Ely Jacques Kahn, Architect
Beaux-Arts to Modernism in New York
by Jewel Stern and John A. Stuart
W.W. Norton & Company, New York, NY; 2006
288 pp; hardcover, 200 b&w illus.;
8 color pages; $60
ISBN-10 0-393-73114-6;
ISBN-13 978-0-393-73114-9

Reviewed by Nicole V. Gagné

Authors Jewel Stern and John A. Stuart have provided a singular service with their important new book, Ely Jacques Kahn, Architect. Kahn, an overlooked figure in recent decades, is justly depicted by Stern and Stuart as a gifted artist who took traditional European methods of design into the brave new world of 20th-century urban architecture in America. Their book – meticulously researched, cogently written and lavishly illustrated – will not only raise Kahn's reputation to the stature it deserves, but it will also create new respect and enthusiasm for the setback-style office buildings that were his specialty.

Ely Jacques Kahn was born in New York City in 1884 to a Jewish family of mixed French and Austro-German extraction and entered the Columbia University School of Architecture in 1903. Kahn completed the program in less than four years and then studied in Paris at the École des Beaux-Arts – an inevitable phase in his education.
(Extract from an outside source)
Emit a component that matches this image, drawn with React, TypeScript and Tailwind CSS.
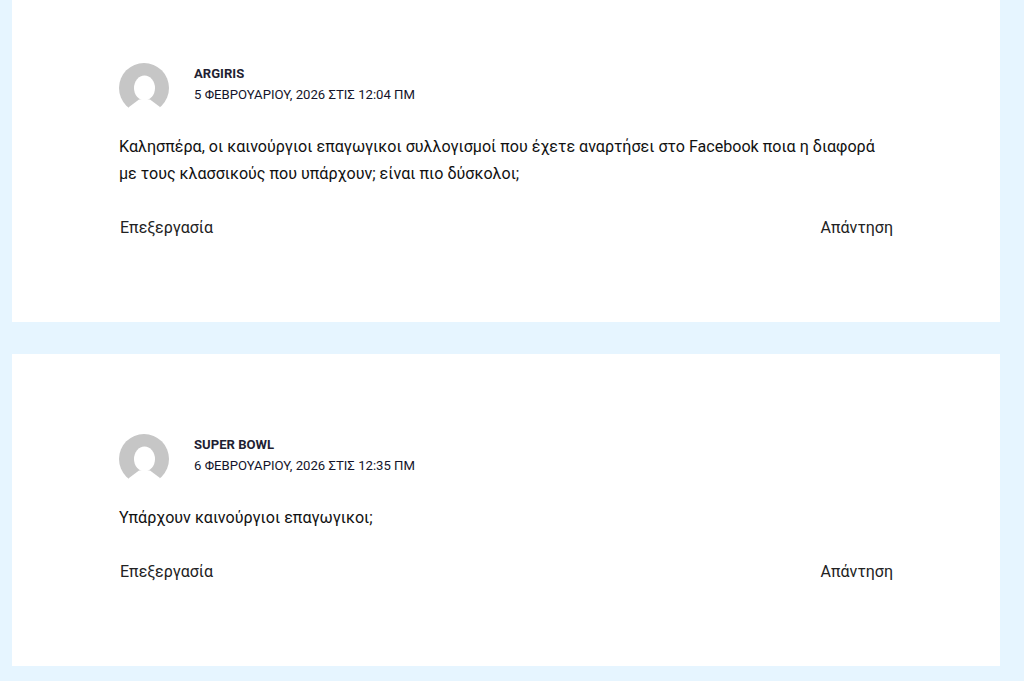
const comments = [
  {
    author: "ARGIRIS",
    date: "5 ΦΕΒΡΟΥΑΡΙΟΥ, 2026 ΣΤΙΣ 12:04 ΠΜ",
    lines: [
      "Καλησπέρα, οι καινούργιοι επαγωγικοι συλλογισμοί που έχετε αναρτήσει στο Facebook ποια η διαφορά",
      "με τους κλασσικούς που υπάρχουν; είναι πιο δύσκολοι;",
    ],
    height: "h-[322px]",
    top: "pt-[63px]",
  },
  {
    author: "SUPER BOWL",
    date: "6 ΦΕΒΡΟΥΑΡΙΟΥ, 2026 ΣΤΙΣ 12:35 ΠΜ",
    lines: ["Υπάρχουν καινούργιοι επαγωγικοι;"],
    height: "h-[312px]",
    top: "pt-[80px]",
  },
];

function Avatar() {
  return (
    <svg width="50" height="50" viewBox="0 0 50 50" className="shrink-0">
      <circle cx="25" cy="25" r="25" fill="#c6c6c6" />
      <ellipse cx="25.5" cy="25" rx="10.5" ry="12.5" fill="#fff" />
      <path d="M10 44 20 36.5h11L41 44l-2 6H8z" fill="#fff" />
    </svg>
  );
}

export default function App() {
  return (
    <div className="h-[681px] overflow-hidden bg-[#e6f5ff] pl-3 pr-6 font-['Roboto',sans-serif] text-[#14142b]">
      <div className="flex flex-col gap-8">
        {comments.map((comment) => (
          <article key={comment.author} className={`${comment.height} ${comment.top} bg-white pl-[107px] pr-[107px]`}>
            <div className="flex items-start gap-[25px]">
              <Avatar />
              <div className="pt-[3px]">
                <div className="text-[13.1px] leading-[16px] font-bold text-[#1f1f33]">{comment.author}</div>
                <div className="mt-[5px] text-[13.15px] leading-[16px]">{comment.date}</div>
              </div>
            </div>
            <div className="mt-[20px] text-[16.08px] leading-[27px] text-[#111]">
              {comment.lines.map((line) => (
                <p key={line}>{line}</p>
              ))}
            </div>
            <div className="mt-[27px] flex justify-between pl-px text-base leading-7 text-[#222]">
              <span>Επεξεργασία</span>
              <span>Απάντηση</span>
            </div>
          </article>
        ))}
      </div>
    </div>
  );
}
As he noted many years later: "When we, as young architects, thought of our future, it was automatic that, no matter what the problems, financial or otherwise, Paris was our goal and study at the École des Beaux-Arts practically required."
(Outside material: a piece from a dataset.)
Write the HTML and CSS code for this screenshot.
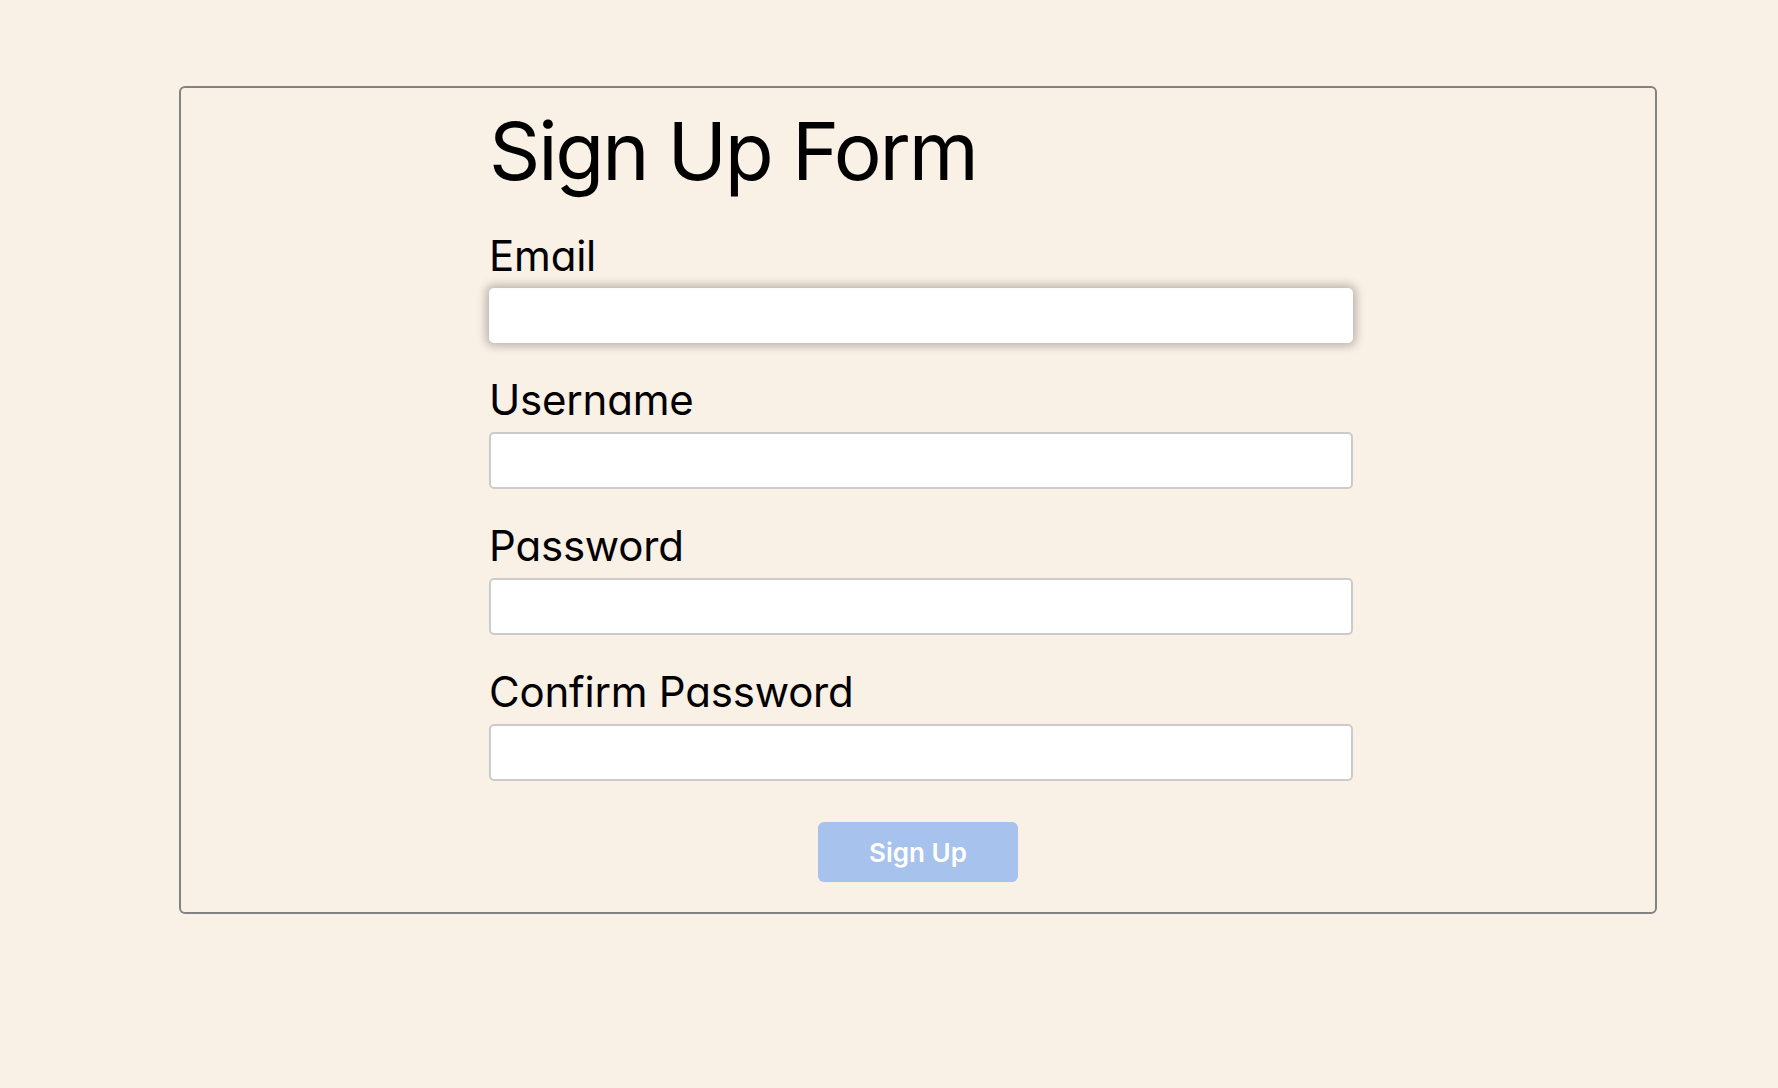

Scores of American architects studied at this prestigious school between its founding in 1871 and the start of World War I. But along with his lessons at the École, Kahn was also exposed to other, more radical aesthetic innovations of early- 20th-century Paris. A special eye-opener for Kahn came from the American writer Gertrude Stein, no lover of the Beaux-Arts system, who chided the young architect at their first encounter. Kahn later described how she had spoken of him and his peers as "young old fogies who assembled bits of ancient architecture [...] I didn't like the jolt at the time but had the sense to realize that she had put her finger on a rather sensitive spot. American architecture at that precise moment and later, unfortunately, was still rummaging about the attic for satisfactory remnants that could carry on, desperately and in a losing fight, a false tradition of the Renaissance that was as foreign to us, actually, as Chinese ornament."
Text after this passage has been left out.